By way of background, there are two completely separate PINs.
The Bitwarden Unlock PIN
...has absolutely nothing to do with biometrics and does not need any sort of interprocess communication to function. It is handled completely internally to Bitwarden and can be used to unlock, but not to login to your vault.
It is configured in bitwarden extension >> settings >> account security >>>unlock with PIN
Help is available at
Unlock With PIN | Bitwarden .
The rest of this comment does not discuss Bitwarden’s unlock PIN.
This Windows Hello PIN
...is part of the Windows operating system. Hello is Window's interface to the TPM and only works locally on a single device. Hello can not be used when remoting in, e.g. with Remote Desktop. Hello has three ways of authenticating, face, fingerprint and PIN. The Bitwarden desktop app can access Hello to unlock a vault (agin, but not login) by retrieving your encryption key from a combination of Credential Manager, the TPM, and the biometric device. The biometric data never leaves Hello, including the Hello PIN. Bitwarden considers all three methods biometrics.

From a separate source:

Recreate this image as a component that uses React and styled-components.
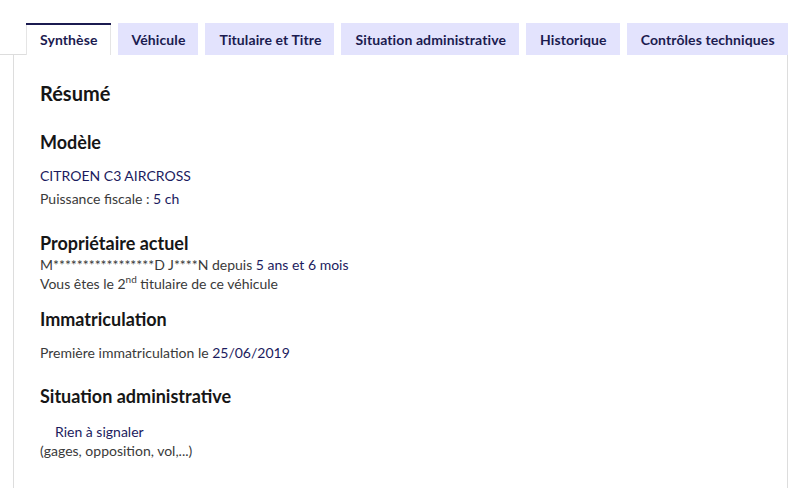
import React, { useState } from 'react'
import styled, { createGlobalStyle } from 'styled-components'

const GlobalStyle = createGlobalStyle`
	html, body {
		margin: 0;
		padding: 0;
		background: #fff;
	}
	body {
		font-family: Lato, 'Noto Sans', sans-serif;
		color: #161616;
	}
`

const tabs = [
	'Synthèse',
	'Véhicule',
	'Titulaire et Titre',
	'Situation administrative',
	'Historique',
	'Contrôles techniques',
]

function App() {
	const [active, setActive] = useState(0)

	return (
		<>
			<GlobalStyle />
			<Wrapper>
				<TabList>
					{tabs.map((label, index) => (
						<Tab key={label} $active={index === active} onClick={() => setActive(index)}>
							{label}
						</Tab>
					))}
				</TabList>
				<Panel>
					<Title>Résumé</Title>

					<Section $top={23}>
						<Heading>Modèle</Heading>
						<Line $gap={12}>
							<Value>CITROEN C3 AIRCROSS</Value>
						</Line>
						<Line $gap={4}>
							Puissance fiscale : <Value>5 ch</Value>
						</Line>
					</Section>

					<Section $top={23}>
						<Heading>Propriétaire actuel</Heading>
						<Line>
							M*****************D J****N depuis <Value>5 ans et 6 mois</Value>
						</Line>
						<Line>
							Vous êtes le 2<sup>nd</sup> titulaire de ce véhicule
						</Line>
					</Section>

					<Section $top={14}>
						<Heading>Immatriculation</Heading>
						<Line $gap={12}>
							Première immatriculation le <Value>25/06/2019</Value>
						</Line>
					</Section>

					<Section $top={22}>
						<Heading>Situation administrative</Heading>
						<Line $gap={14} $indent={15}>
							<Value>Rien à signaler</Value>
						</Line>
						<Line>(gages, opposition, vol,...)</Line>
					</Section>
				</Panel>
			</Wrapper>
		</>
	)
}

const Wrapper = styled.div`
	width: 800px;
	height: 488px;
	overflow: hidden;
	padding-top: 23px;
	box-sizing: border-box;
`

const TabList = styled.div`
	position: relative;
	display: flex;
	gap: 7px;
	padding-left: 26px;
	height: 32px;

	&::before {
		content: '';
		position: absolute;
		left: 0;
		bottom: 0;
		width: 26px;
		height: 1px;
		background: #dddddd;
	}
`

const Tab = styled.button`
	flex: none;
	height: 32px;
	padding: 0 13px 0 14px;
	border: none;
	margin: 0;
	font-family: Lato, 'Noto Sans', sans-serif;
	font-size: 14px;
	font-weight: 700;
	letter-spacing: 0.1px;
	color: #1b1b50;
	cursor: pointer;
	white-space: nowrap;
	background: ${(p) => (p.$active ? '#ffffff' : '#e3e3fd')};
	box-shadow: ${(p) =>
		p.$active
			? 'inset 0 2px 0 #1b1b50, inset 1px 0 0 #e5e5e5, inset -1px 0 0 #e5e5e5'
			: 'none'};
`

const Panel = styled.div`
	margin-left: 13px;
	width: 775px;
	height: 433px;
	box-sizing: border-box;
	border-left: 1px solid #dddddd;
	border-right: 1px solid #dddddd;
	padding: 24px 0 0 26px;
`

const Title = styled.h2`
	margin: 0;
	font-size: 20px;
	line-height: 28px;
	font-weight: 700;
`

const Section = styled.div`
	margin-top: ${(p) => p.$top}px;
`

const Heading = styled.h3`
	margin: 0;
	font-size: 18px;
	line-height: 24px;
	font-weight: 700;
`

const Line = styled.p`
	margin: ${(p) => p.$gap ?? 0}px 0 0 ${(p) => p.$indent ?? 0}px;
	font-size: 14px;
	line-height: 19px;
	color: #3a3a3a;

	sup {
		font-size: 10px;
		line-height: 0;
	}
`

const Value = styled.span`
	color: #1b1b5e;
`

export default App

Interesting tidbit is that web browsers do not permit extensions to access Widows Hello. Because of this, the extensions use inter-process communication to ask the desktop perform the authentication on their behalf and return the encryption key to the extension.
This is the Hello login screen, with PIN selected from “more choices”.
It is configured on the windows menu >> settings >> Acocunts >> sign-in options.
help is available at Unlock With Biometrics | Bitwarden.
The Chrome Problem
The “Chrome Hello Face” bug manifests itself as an error on the Windows Security prompt. This indicates that a number of things have succeeded:
- The extension understood the request to use biometrics
- The extension was able to forward the request onto the desktop app.
- The desktop app was able to ask Windows Hello to authenticate.
- Hello successfully recognized my face and asked me to click OK.
- An error message “something went wrong” is displayed inside the Windows Hello prompt.
My personal guess is that extension is passing something through the desktop and onto Hello that Face does not like, but PIN does not care about.
Randy's problem
@randy 's problem appears quite different. He is getting a message "Bitwarden desktop is closed" in a Bitwarden window. This implies a failure happening much earlier, at step 2. Things I would suggest @randy try (restating earlier comments for completeness):
- Verify desktop app and extension are both relatively current and a similar version.
- Carefully review the unlock with biometrics instructions, making sure each setting is set as expected, both in the desktop app and the extension.
- Pay particular attention to the note “…ask you to accept a new permission for Bitwarden to
communicate with cooperating native applications
. This permission is safe, but optional, and will enable the integration that is required to enable unlock with biometrics. Declining this permission will allow you to use the browser extension as normal, without unlock with biometrics functionality.”
- Try totally disabling biometrics in the extension and unchecking “Allow browser integration” in the desktop app. Then, follow the instructions to set up biometrics again. I have found that sometimes it claims success, but does not work till I review all the steps and find the one checkbox that did not save its setting. When @Nail1684 suggests “disabling Windows hello”, I believe this is what he is referring to, not disabling it at the OS level.
- Bitwarden has a bit of a reputation for leaving bits of old versions around when one upgrades, which then causes weird behaviors. This typically can be fixed by uninstalling, deleting local storage and reinstalling (again as @Nail1684 earlier suggested).